2. The bitcoin halving
The creator of bitcoin, fully aware of the four-year presidential cycle, designed Bitcoin’s monetary system to align with it: every four years, the amount of Bitcoin released per day is cut in half, coinciding with the election year.
This event, known as the halving, serves as a recurring reminder to traders that Bitcoin is becoming increasingly scarce. The predictable reduction in supply, combined with growing demand, creates a scarcity-driven price surge. Markets anticipate this tightening effect well in advance, leading to price appreciation post-halving as investors position themselves accordingly.
Acting on the cycle
Now that you understand the cycle—and how money printing and scarcity drive Bitcoin’s continually rising prices—the next logical question is: how do you take advantage of it?
How can you confidently time the market to enter and exit at the most opportune moments? Let’s break it down:
Behold the Hodler’s Cheat Sheet by The Rational Root—one of the most insightful visualizations of Bitcoin’s price movement over time.
In this chart, time is represented in a circular, clockwise format, with price radiating outward—the center represents $0, while the outer edge nears $1M. The chart spans four years, aligning with Bitcoin’s halving cycle, meaning each quadrant represents one year. For example, 12 o’clock corresponds to January 2025, 3 o’clock to January 2026, and 6 o’clock to January 2027—you get the idea.
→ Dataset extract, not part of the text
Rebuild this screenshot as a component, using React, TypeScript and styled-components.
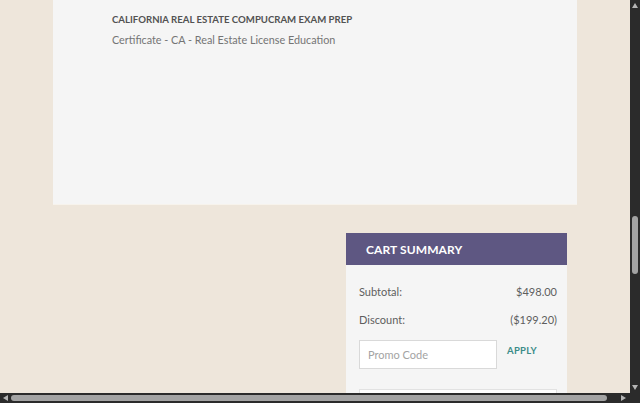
import React from 'react';
import styled, { createGlobalStyle } from 'styled-components';

const GlobalStyle = createGlobalStyle`
    html, body {
        margin: 0;
        padding: 0;
        overflow: hidden;
    }
    body {
        font-family: Lato, "Open Sans", Arial, sans-serif;
    }
`;

const Frame = styled.div`
    width: 640px;
    height: 403px;
    display: grid;
    grid-template-columns: 1fr 10px;
    grid-template-rows: 1fr 10px;
    background: #2b2b2b;
`;

const Viewport = styled.div`
    background: #eee6db;
    overflow: hidden;
    display: flex;
    flex-direction: column;
    align-items: center;
`;

const Page = styled.div`
    width: 524px;
    display: flex;
    flex-direction: column;
`;

const CourseCard = styled.div`
    background: #f5f5f5;
    height: 204px;
    padding: 14px 0 0 59px;
    box-sizing: border-box;
    box-shadow: 0 1px 0 #f7f3ec;
`;

const CourseTitle = styled.div`
    font-size: 9.6px;
    font-weight: 700;
    color: #525252;
    line-height: 12px;
`;

const CourseSub = styled.div`
    margin-top: 7px;
    font-size: 10.8px;
    color: #747474;
    line-height: 14px;
`;

const Summary = styled.div`
    margin: 29px 10px 0 auto;
    width: 221px;
    background: #f5f5f5;
`;

const SummaryHeader = styled.div`
    height: 32px;
    background: #5e5782;
    color: #fff;
    font-weight: 700;
    font-size: 12px;
    letter-spacing: 0.1px;
    display: flex;
    align-items: center;
    padding-left: 20px;
`;

const SummaryBody = styled.div`
    padding: 20px 10px 0 13px;
    display: flex;
    flex-direction: column;
`;

const Row = styled.div`
    display: flex;
    justify-content: space-between;
    font-size: 11px;
    line-height: 14px;
    color: #5e5e5e;
    height: 28px;
`;

const PromoRow = styled.div`
    display: flex;
    align-items: flex-start;
    gap: 10px;
    margin-top: -1px;
`;

const PromoInput = styled.input`
    width: 138px;
    height: 29px;
    box-sizing: border-box;
    border: 1px solid #d9d9d9;
    background: #fff;
    padding: 0 8px;
    font-family: inherit;
    font-size: 11px;
    outline: none;
    &::placeholder {
        color: #a3a3a3;
    }
`;

const ApplyButton = styled.button`
    border: none;
    background: none;
    padding: 0;
    margin-top: 5px;
    font-family: inherit;
    font-weight: 700;
    font-size: 9.5px;
    letter-spacing: 0.3px;
    color: #3b8c88;
    cursor: pointer;
`;

const NextBox = styled.div`
    margin-top: 20px;
    height: 30px;
    background: #fff;
    border: 1px solid #e2e2e2;
`;

const VTrack = styled.div`
    background: #2b2b2b;
    position: relative;
    display: flex;
    flex-direction: column;
    align-items: center;
`;

const VThumb = styled.div`
    margin-top: 216px;
    width: 6px;
    height: 58px;
    border-radius: 3px;
    background: #a3a3a3;
`;

const HTrack = styled.div`
    background: #2b2b2b;
    display: flex;
    align-items: center;
    padding-left: 3px;
    gap: 3px;
`;

const HThumb = styled.div`
    height: 6px;
    width: 596px;
    border-radius: 3px;
    background: #a3a3a3;
`;

const Arrow = styled.svg`
    flex: none;
    display: block;
`;

const HArrowEnd = styled(Arrow)`
    margin-left: 11px;
`;

const VArrowTop = styled(Arrow)`
    position: absolute;
    top: 3px;
`;

const VArrowBottom = styled(Arrow)`
    position: absolute;
    bottom: 3px;
`;

const Corner = styled.div`
    background: #2b2b2b;
`;

export default function App() {
    return (
        <>
            <GlobalStyle />
            <Frame>
                <Viewport>
                    <Page>
                        <CourseCard>
                            <CourseTitle>CALIFORNIA REAL ESTATE COMPUCRAM EXAM PREP</CourseTitle>
                            <CourseSub>Certificate - CA - Real Estate License Education</CourseSub>
                        </CourseCard>
                        <Summary>
                            <SummaryHeader>CART SUMMARY</SummaryHeader>
                            <SummaryBody>
                                <Row>
                                    <span>Subtotal:</span>
                                    <span>$498.00</span>
                                </Row>
                                <Row>
                                    <span>Discount:</span>
                                    <span>($199.20)</span>
                                </Row>
                                <PromoRow>
                                    <PromoInput placeholder="Promo Code" />
                                    <ApplyButton>APPLY</ApplyButton>
                                </PromoRow>
                                <NextBox />
                            </SummaryBody>
                        </Summary>
                    </Page>
                </Viewport>
                <VTrack>
                    <VArrowTop width="6" height="5" viewBox="0 0 6 5">
                        <path d="M3 0 L6 5 L0 5 Z" fill="#b5b5b5" />
                    </VArrowTop>
                    <VThumb />
                    <VArrowBottom width="6" height="5" viewBox="0 0 6 5">
                        <path d="M0 0 L6 0 L3 5 Z" fill="#b5b5b5" />
                    </VArrowBottom>
                </VTrack>
                <HTrack>
                    <Arrow width="5" height="6" viewBox="0 0 5 6">
                        <path d="M0 3 L5 0 L5 6 Z" fill="#b5b5b5" />
                    </Arrow>
                    <HThumb />
                    <HArrowEnd width="5" height="6" viewBox="0 0 5 6">
                        <path d="M0 0 L5 3 L0 6 Z" fill="#b5b5b5" />
                    </HArrowEnd>
                </HTrack>
                <Corner />
            </Frame>
        </>
    );
}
Spotting market cycle tops and bottoms
Focus on 3 o’clock, where you’ll find three green dots—these represent previous cycle tops. The pattern is unmistakable: Bitcoin’s market peaks have historically occurred in November–December, a trend that has held true for the past 12 years (with cycle tops in 2021, 2017, and 2013).
Now, shift your attention to 6 o’clock, where you’ll see red dots marking cycle bottoms. These consistently occur one year after each market peak, offering a clear historical window for optimal accumulation. If this trends hold, January 2027 would mark the ideal time to re-accumulate Bitcoin in preparation for the next bull market.
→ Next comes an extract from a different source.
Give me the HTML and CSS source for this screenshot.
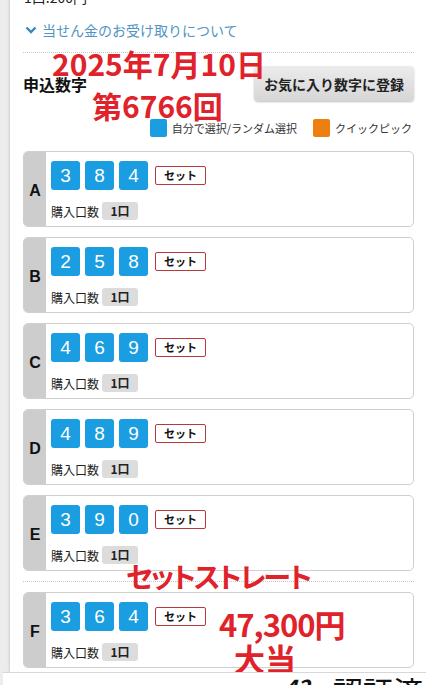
FILE: index.html
```html
<!DOCTYPE html>
<html lang="ja">
<head>
    <meta charset="UTF-8">
    <meta name="viewport" content="width=device-width, initial-scale=1.0">
    <title>申込数字</title>
    <link rel="stylesheet" href="styles.css">
</head>
<body>
    <div class="page">
        <div class="price">1口:200円</div>
        <a class="guide-link" href="#">
            <svg class="chevron" width="12" height="8" viewBox="0 0 12 8"><path d="M1.5 1.5 L6 6 L10.5 1.5" fill="none" stroke="#3b86b8" stroke-width="2.4"/></svg>
            当せん金のお受け取りについて
        </a>

        <div class="head-row">
            <h2 class="title">申込数字</h2>
            <button class="fav-btn">お気に入り数字に登録</button>
        </div>

        <div class="legend">
            <span class="legend-item"><i class="swatch blue"></i>自分で選択/ランダム選択</span>
            <span class="legend-item"><i class="swatch orange"></i>クイックピック</span>
        </div>

        <div class="cards">
            <div class="card">
                <div class="card-label">A</div>
                <div class="card-body">
                    <div class="num-row">
                        <span class="num">3</span><span class="num">8</span><span class="num">4</span>
                        <span class="type-tag">セット</span>
                    </div>
                    <div class="qty-row">購入口数 <span class="qty">1口</span></div>
                </div>
            </div>
            <div class="card">
                <div class="card-label">B</div>
                <div class="card-body">
                    <div class="num-row">
                        <span class="num">2</span><span class="num">5</span><span class="num">8</span>
                        <span class="type-tag">セット</span>
                    </div>
                    <div class="qty-row">購入口数 <span class="qty">1口</span></div>
                </div>
            </div>
            <div class="card">
                <div class="card-label">C</div>
                <div class="card-body">
                    <div class="num-row">
                        <span class="num">4</span><span class="num">6</span><span class="num">9</span>
                        <span class="type-tag">セット</span>
                    </div>
                    <div class="qty-row">購入口数 <span class="qty">1口</span></div>
                </div>
            </div>
            <div class="card">
                <div class="card-label">D</div>
                <div class="card-body">
                    <div class="num-row">
                        <span class="num">4</span><span class="num">8</span><span class="num">9</span>
                        <span class="type-tag">セット</span>
                    </div>
                    <div class="qty-row">購入口数 <span class="qty">1口</span></div>
                </div>
            </div>
            <div class="card">
                <div class="card-label">E</div>
                <div class="card-body">
                    <div class="num-row">
                        <span class="num">3</span><span class="num">9</span><span class="num">0</span>
                        <span class="type-tag">セット</span>
                    </div>
                    <div class="qty-row">購入口数 <span class="qty">1口</span></div>
                </div>
            </div>
        </div>

        <div class="cards cards-split">
            <div class="card">
                <div class="card-label">F</div>
                <div class="card-body">
                    <div class="num-row">
                        <span class="num">3</span><span class="num">6</span><span class="num">4</span>
                        <span class="type-tag">セット</span>
                    </div>
                    <div class="qty-row">購入口数 <span class="qty">1口</span></div>
                </div>
            </div>
        </div>
    </div>

    <!-- red notes written over the screenshot -->
    <div class="note note-date">2025年7月10日</div>
    <div class="note note-round">第6766回</div>
    <div class="note note-kind">セットストレート</div>
    <div class="note note-prize">47,300円</div>
    <div class="note note-win">大当</div>

    <div class="bottom-bar">
        <span class="bar-mark">42</span>
        <span class="bar-text">認証済み</span>
    </div>
</body>
</html>
```

FILE: styles.css
```css
body {
    margin: 0;
    position: relative;
    height: 685px;
    overflow: hidden;
    background-color: #ececec;
    font-family: "Noto Sans CJK JP", "Noto Sans", sans-serif;
    color: #222;
}
.page {
    margin-left: 10px;
    min-height: 685px;
    padding: 0 12px 0 13px;
    background-color: #fff;
    box-shadow: -1px 0 2px rgba(0, 0, 0, 0.12), inset 0 8px 6px -6px rgba(0, 0, 0, 0.25);
}
.price {
    margin-top: -13px;
    padding-left: 1px;
    font-size: 14px;
    line-height: 20px;
}
.guide-link {
    display: flex;
    align-items: center;
    gap: 5px;
    height: 20px;
    margin-top: 13px;
    padding-left: 2px;
    font-size: 14px;
    color: #4f95c2;
    text-decoration: none;
}
.head-row {
    display: flex;
    justify-content: space-between;
    align-items: center;
    margin-top: 12px;
    padding-top: 13px;
    border-top: 1px dotted #c8c8c8;
}
.title {
    margin: 0;
    font-size: 16px;
    font-weight: bold;
    color: #111;
}
.fav-btn {
    width: 160px;
    height: 35px;
    border: none;
    border-radius: 4px;
    background: linear-gradient(#ececec, #d6d6d6);
    box-shadow: 0 1px 2px rgba(0, 0, 0, 0.25);
    font-family: inherit;
    font-size: 14px;
    font-weight: bold;
    color: #222;
}
.legend {
    display: flex;
    justify-content: flex-end;
    gap: 16px;
    margin-top: 18px;
    padding-right: 2px;
    font-size: 11px;
    color: #333;
}
.legend-item {
    display: flex;
    align-items: center;
    gap: 5px;
    line-height: 18px;
}
.swatch {
    display: inline-block;
    width: 17px;
    height: 18px;
    border-radius: 2px;
}
.swatch.blue {
    background-color: #1b9de2;
}
.swatch.orange {
    background-color: #ec7f10;
}
.cards {
    display: flex;
    flex-direction: column;
    gap: 10px;
    margin-top: 14px;
}
.cards-split {
    margin-top: 10px;
    padding-top: 10px;
    border-top: 1px dotted #c8c8c8;
}
.card {
    display: flex;
    height: 76px;
    box-sizing: border-box;
    border: 1px solid #cfcfcf;
    border-radius: 5px;
    overflow: hidden;
    background-color: #fff;
}
.card-label {
    display: flex;
    align-items: center;
    justify-content: center;
    width: 22px;
    padding-top: 3px;
    background-color: #cdcdcd;
    font-family: "Liberation Sans", sans-serif;
    font-size: 16px;
    font-weight: bold;
    color: #111;
}
.card-body {
    padding: 9px 0 0 5px;
}
.num-row {
    display: flex;
    align-items: center;
    gap: 5px;
}
.num {
    width: 29px;
    height: 29px;
    border-radius: 3px;
    background-color: #1b9de2;
    color: #fff;
    font-family: "Liberation Sans", sans-serif;
    font-size: 19px;
    line-height: 29px;
    text-align: center;
}
.type-tag {
    width: 51px;
    height: 19px;
    box-sizing: border-box;
    margin-left: 2px;
    border: 1px solid #b8393c;
    border-radius: 2px;
    font-size: 11px;
    font-weight: bold;
    line-height: 17px;
    text-align: center;
    color: #111;
}
.qty-row {
    display: flex;
    align-items: center;
    gap: 3px;
    margin-top: 12px;
    font-size: 12px;
    color: #222;
}
.qty {
    width: 36px;
    height: 18px;
    border-radius: 3px;
    background-color: #dcdcdc;
    font-size: 12px;
    font-weight: bold;
    line-height: 18px;
    text-align: center;
}
.note {
    position: absolute;
    color: #e0222b;
    font-weight: bold;
    font-size: 30px;
    line-height: 1;
    white-space: nowrap;
}
.note-date {
    left: 52px;
    top: 48px;
}
.note-round {
    left: 92px;
    top: 90px;
}
.note-kind {
    left: 126px;
    top: 562px;
    font-size: 28px;
    letter-spacing: -2px;
    font-feature-settings: "palt";
}
.note-prize {
    left: 219px;
    top: 608px;
    font-size: 31px;
    letter-spacing: -1px;
}
.note-win {
    left: 234px;
    top: 642px;
    font-size: 31px;
}
.bottom-bar {
    position: absolute;
    left: 3px;
    right: 0;
    bottom: 0;
    height: 12px;
    overflow: hidden;
    background-color: #fff;
    border-top: 1px solid #d8d8d8;
}
.bar-mark {
    position: absolute;
    left: 281px;
    top: 2px;
    font-size: 22px;
    font-weight: bold;
    font-style: italic;
    line-height: 1;
    color: #111;
}
.bar-text {
    position: absolute;
    left: 330px;
    top: 2px;
    font-size: 30px;
    line-height: 1;
    color: #111;
}
```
At the outer edge of the circle, you’ll notice the standard market cycle stages, mirroring the first cycle chart discussed earlier in this article. When viewed through this lens, the four-year cycle’s consistency becomes undeniable. Most people miss this pattern because they focus on short-term price movements. But once you zoom out, the repetition of Bitcoin’s market cycles—and its astonishing predictability—becomes crystal clear.
Let’s visualize this another way. Imagine taking the circular chart, unrolling it, and stacking each four-year cycle on top of one another. When we overlay past cycles (2025, 2021, 2017, 2013), the pattern remains remarkably consistent.
Looking at the pink line (2025), you’ll notice that we are currently only halfway through this bull cycle. If history repeats itself (a big if, but one worth considering), we could expect the cycle peak in November–December 2025—right in line with previous market tops.
Diminishing returns
One important factor to keep in mind is that as each cycle progresses, Bitcoin’s price climbs higher—but diminishing returns become inevitable.
The chart above, displayed on a logarithmic scale, highlights this trend: as Bitcoin matures, it becomes increasingly difficult to sustain the same exponential price growth seen in earlier cycles. Some investors overlook the fact that Bitcoin is now a trillion-dollar asset, making another 10x surge far less likely than in its early years.
As more market participants recognize and act on the four-year cycle, markets will become more efficient, reducing the opportunities to profit from it. Over time, Bitcoin’s price is expected to stabilize, with diminishing volatility in its later years. The chart already reflects this shift, showing a gradual loss of extreme price swings as Bitcoin moves toward maturity.
Conclusion
Bitcoin’s four-year cycle provides a clear edge for those who take the time to study it. The patterns are there, visible to anyone willing to look. The real challenge isn’t identifying them—it’s having the discipline to act. Avoid FOMO, plan your entries and exits, and remember: the market rewards patience and punishes emotional decisions.
The four-year cycle has been a powerful and reliable framework for over a decade, consistently shaping Bitcoin’s price movements. By understanding its key drivers—global liquidity trends, the halving’s supply shock, and predictable investor behavior—you can navigate the market with greater confidence and sidestep common pitfalls.
Historical data shows a clear pattern: Bitcoin undergoes sharp rallies followed by deep corrections, creating well-defined opportunities for accumulation and profit-taking. While no cycle will repeat exactly, the rhythms of past cycles provide valuable insights. The key to mastering this cycle isn’t just spotting the phases—it’s staying disciplined, positioning yourself early, and acting ahead of the crowd.
Disclaimer: The content on this Substack is for informational and educational purposes only and should not be considered financial advice. Nothing here constitutes investment recommendations, and you should always conduct your own research or consult a professional before making financial decisions.